The CLA-ester product of the present invention is obtained by direct isomerization of an unrefined linoleic acid, e.g. a linoleic acid source not subjected to refining steps. The CLA-ester composition has one part comprising at least 50 percent by weight of ester isomers (up to substantially 100 percent) of a mixture of ester isomers of c9,t11-octadecanoic acid ester and t10,c12 -octadecanoic acid ester, a second part comprising less than about 5% percent, preferably less than about 1%, by aggregate weight of ester isomers of the structure 8,10-octadecanoic acid ester, 11,13-octadecanoic acid ester, and trans,trans-octadecanoic acid esters, and a third part containing a phosphatidyl residue of between 0.1 and 0.5 percent of the total composition weight. The alkyl groups may be methyl, ethyl, propyl, isopropyl, butyl, isobutyl and the like.
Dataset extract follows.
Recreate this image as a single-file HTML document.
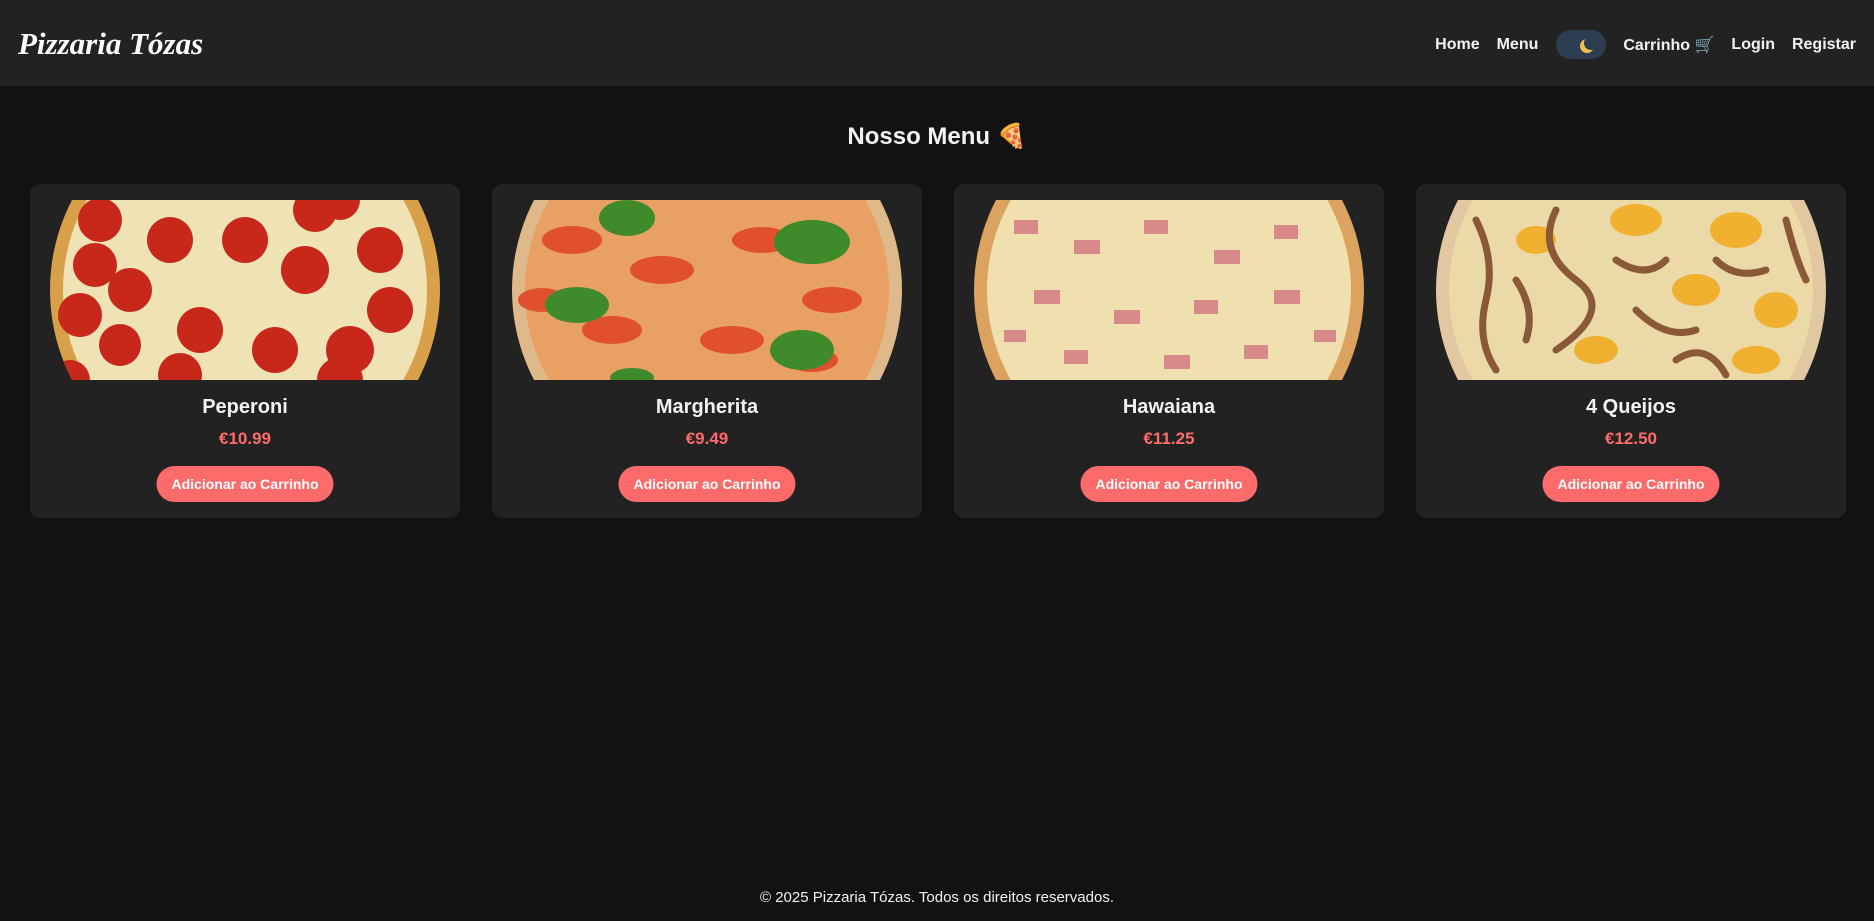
<!DOCTYPE html>
<html><head><meta charset="utf-8"><style>
*{box-sizing:border-box;margin:0;padding:0}
body{width:1874px;height:921px;background:#121212;font-family:"Liberation Sans",sans-serif;color:#f2f2f2;position:relative;overflow:hidden}
header{height:86px;background:#222;position:relative}
.logo{position:absolute;left:18px;top:26px;font-family:"Liberation Serif",serif;font-style:italic;font-weight:bold;font-size:31px;color:#fff;letter-spacing:0px}
nav{position:absolute;right:18px;top:30px;display:flex;align-items:center;font-weight:bold;font-size:16px}
nav span{margin-left:17px}
.tog{width:50px;height:29px;border-radius:15px;background:#2c3e50;margin-left:18px;position:relative}
.tog::after{content:"";position:absolute;right:8px;top:6px;width:14px;height:14px;border-radius:50%;box-shadow:-4px 3px 0 0 #f2c04a}
h2{position:absolute;top:122px;left:0;width:100%;text-align:center;font-size:24px;font-weight:bold}
.card{position:absolute;top:184px;width:430px;height:334px;background:#222;border-radius:10px;text-align:center}
.card svg{position:absolute;left:20px;top:16px}
.t{position:absolute;top:212px;width:100%;font-size:20px;font-weight:bold}
.p{position:absolute;top:245px;width:100%;font-size:17px;font-weight:bold;color:#ff6b6b}
.b{position:absolute;top:282px;left:50%;transform:translateX(-50%);background:#ff6b6b;color:#fff;font-size:14px;font-weight:bold;padding:10px 15px;border-radius:18px;white-space:nowrap}
footer{position:absolute;top:889px;width:100%;text-align:center;font-size:15px}
</style></head><body>
<header><div class="logo">Pizzaria Tózas</div>
<nav><span>Home</span><span>Menu</span><div class="tog"></div><span>Carrinho 🛒</span><span>Login</span><span>Registar</span></nav></header>
<h2>Nosso Menu 🍕</h2>

<div class="card" style="left:30px"><svg width="390" height="180"><defs><clipPath id="c1"><circle cx="195" cy="90" r="195"/></clipPath></defs><g clip-path="url(#c1)"><rect width="390" height="180" fill="#d9a04a"/><circle cx="195" cy="90" r="182" fill="#efe2b5"/>
<g fill="#c8281a"><circle cx="50" cy="20" r="22"/><circle cx="120" cy="40" r="23"/><circle cx="195" cy="40" r="23"/><circle cx="265" cy="10" r="22"/><circle cx="255" cy="70" r="24"/><circle cx="330" cy="50" r="23"/><circle cx="45" cy="65" r="22"/><circle cx="80" cy="90" r="22"/><circle cx="30" cy="115" r="22"/><circle cx="150" cy="130" r="23"/><circle cx="225" cy="150" r="23"/><circle cx="130" cy="175" r="22"/><circle cx="290" cy="180" r="23"/><circle cx="300" cy="150" r="24"/><circle cx="340" cy="110" r="23"/><circle cx="70" cy="145" r="21"/><circle cx="20" cy="180" r="20"/><circle cx="290" cy="0" r="20"/></g></g></svg>
<div class="t">Peperoni</div><div class="p">€10.99</div><div class="b">Adicionar ao Carrinho</div></div>

<div class="card" style="left:492px"><svg width="390" height="180"><defs><clipPath id="c2"><circle cx="195" cy="90" r="195"/></clipPath></defs><g clip-path="url(#c2)"><rect width="390" height="180" fill="#e0b98a"/><circle cx="195" cy="90" r="182" fill="#e8a064"/>
<g fill="#e0502e"><ellipse cx="60" cy="40" rx="30" ry="14"/><ellipse cx="150" cy="70" rx="32" ry="14"/><ellipse cx="250" cy="40" rx="30" ry="13"/><ellipse cx="320" cy="100" rx="30" ry="13"/><ellipse cx="100" cy="130" rx="30" ry="14"/><ellipse cx="220" cy="140" rx="32" ry="14"/><ellipse cx="300" cy="160" rx="26" ry="12"/><ellipse cx="30" cy="100" rx="24" ry="12"/></g>
<g fill="#3f8a2a"><ellipse cx="115" cy="18" rx="28" ry="18"/><ellipse cx="300" cy="42" rx="38" ry="22"/><ellipse cx="65" cy="105" rx="32" ry="18"/><ellipse cx="290" cy="150" rx="32" ry="20"/><ellipse cx="120" cy="178" rx="22" ry="10"/></g></g></svg>
<div class="t">Margherita</div><div class="p">€9.49</div><div class="b">Adicionar ao Carrinho</div></div>

<div class="card" style="left:954px"><svg width="390" height="180"><defs><clipPath id="c3"><circle cx="195" cy="90" r="195"/></clipPath></defs><g clip-path="url(#c3)"><rect width="390" height="180" fill="#dca260"/><circle cx="195" cy="90" r="182" fill="#f0e0b0"/>
<g fill="#d88a8a"><rect x="40" y="20" width="24" height="14"/><rect x="100" y="40" width="26" height="14"/><rect x="170" y="20" width="24" height="14"/><rect x="240" y="50" width="26" height="14"/><rect x="300" y="25" width="24" height="14"/><rect x="60" y="90" width="26" height="14"/><rect x="140" y="110" width="26" height="14"/><rect x="220" y="100" width="24" height="14"/><rect x="300" y="90" width="26" height="14"/><rect x="90" y="150" width="24" height="14"/><rect x="190" y="155" width="26" height="14"/><rect x="270" y="145" width="24" height="14"/><rect x="30" y="130" width="22" height="12"/><rect x="340" y="130" width="22" height="12"/></g></g></svg>
<div class="t">Hawaiana</div><div class="p">€11.25</div><div class="b">Adicionar ao Carrinho</div></div>

<div class="card" style="left:1416px"><svg width="390" height="180"><defs><clipPath id="c4"><circle cx="195" cy="90" r="195"/></clipPath></defs><g clip-path="url(#c4)"><rect width="390" height="180" fill="#e2c8a0"/><circle cx="195" cy="90" r="182" fill="#ecd9a8"/>
<g fill="#f0b030"><ellipse cx="200" cy="20" rx="26" ry="16"/><ellipse cx="300" cy="30" rx="26" ry="18"/><ellipse cx="260" cy="90" rx="24" ry="16"/><ellipse cx="340" cy="110" rx="22" ry="18"/><ellipse cx="100" cy="40" rx="20" ry="14"/><ellipse cx="160" cy="150" rx="22" ry="14"/><ellipse cx="320" cy="160" rx="24" ry="14"/></g>
<g stroke="#8a5a38" stroke-width="7" fill="none" stroke-linecap="round"><path d="M40 20 Q60 60 50 100 T60 170"/><path d="M120 10 Q100 50 140 80 T120 150"/><path d="M180 60 Q210 80 230 60"/><path d="M200 110 Q230 140 260 130"/><path d="M280 60 Q300 80 330 70"/><path d="M240 160 Q270 140 290 175"/><path d="M80 80 Q100 110 90 140"/><path d="M350 20 Q360 60 370 80"/></g></g></svg>
<div class="t">4 Queijos</div><div class="p">€12.50</div><div class="b">Adicionar ao Carrinho</div></div>

<footer>© 2025 Pizzaria Tózas. Todos os direitos reservados.</footer>
</body></html>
Adjustments in concentration of the c9,t11 and t10,c12 isomers can be made by addition of a composition enriched for one or the other isomer to yield an ester composition wherein the c9,t11, or the t10,c12 respectively contained in the first composition part constitutes greater than 60 percent of the total isomers of octadecanoic acid esters.
In the process embodiment of the present invention resulting in a food grade composition suitable for an animal feed, food ingredient, or human dietary supplement, an unrefined CLA-ester having a phosphatidyl residue less than 0.5 percent is treated with an alkali alcoholate in the presence of a monohydric low molecular weight alcohol such as methyl or ethyl alcohol, continuing the treatment at low temperature (about 90 to 145 degrees C.) until at least 50 percent of the ester is converted to CLA-ester, acidifying by addition of an aqueous acid, and then separating the CLA-ester from the aqueous acid without a distillation step.